I tried splitting up an infinite integral into finite chunks, in the hope that it would help me calculate something. It didn't work, however I can't see where I am making the error. Here is an essential version of what I attempted. Is it legitimate to split up the integral like this?
I have a periodic function $f(x+nL)=f(x)$ where $n \in \mathbb{N}$. Consider the integral
$$ I=\int_{x=-\infty}^{x=+\infty} f(x) \text{d}x. $$
I split this up into chunks of length L as
$$ I = \sum_{n=-\infty}^{n=+\infty} \int_{x=nL}^{x=(n+1)L} f(x) \text{d}x. $$
Then I change the integration value to $y=x-nL$ such that
$$ I = \sum_{n=-\infty}^{n=+\infty} \int_{y=0}^{y=L} f(y) \text{d}y. $$
However now I notice that I have a divergent sum, so I think my assumption that I could split the integral up like this was wrong. Thoughts? Thank you.
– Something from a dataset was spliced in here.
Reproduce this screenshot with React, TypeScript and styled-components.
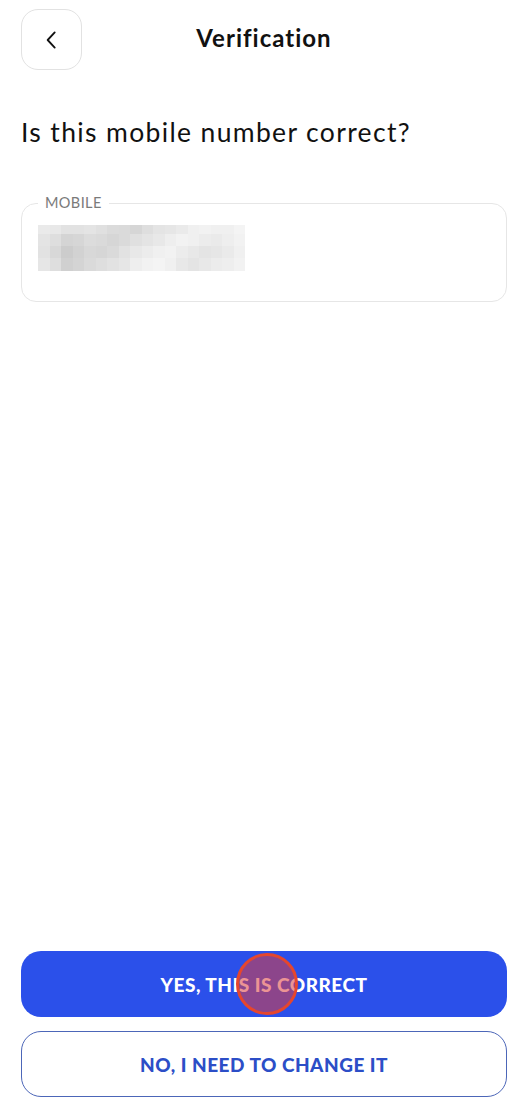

You can split the integral under the assumption that it is convergent, indeed if the integral converge than from the defenition of improper integral:
$\int_{x=-\infty}^{x=+\infty} f(x) \text{d}x =\int_{x=-\infty}^{x=0} f(x) \text{d}x + \int_{x=0}^{x=+\infty} f(x) \text{d}x$
and now,
$\int_{x=0}^{x=+\infty} f(x) \text{d}x = \lim_{n \to \infty} \int_{x=0}^{x=nL} f(x) \text{d}x = \lim_{n \to \infty} \sum_{k=0}^{n-1}\int_{x=kL}^{x=(k+1)L} f(x) \text{d}x = \sum_{k=0}^{\infty}\int_{x=kL}^{x=(k+1)L} f(x) \text{d}x$
and in the exact same way we have
$\int_{x=-\infty}^{x=0} f(x) \text{d}x = \sum_{k=-\infty}^{-1}\int_{x=kL}^{x=(k+1)L} f(x) \text{d}x$
and thus
$\int_{x=-\infty}^{x=+\infty} f(x) \text{d}x =\int_{x=-\infty}^{x=0} f(x) \text{d}x + \int_{x=0}^{x=+\infty} f(x) \text{d}x = \sum_{k=0}^{\infty}\int_{x=kL}^{x=(k+1)L} f(x) \text{d}x + \sum_{k=-\infty}^{-1}\int_{x=kL}^{x=(k+1)L} f(x) \text{d}x = \sum_{k=-\infty}^{\infty}\int_{x=kL}^{x=(k+1)L} f(x) \text{d}x$
as we want.
notice that the sum doesn't have to diverge in the case that $f$ is periodic, as the ellements of the sum can be 0. it can happen for example with $f=0$.
Just as a side note, the only periodic functions such that that $\int_{x=-\infty}^{x=+\infty} f(x) \text{d}x$ converges are functions that are almost everywhere 0.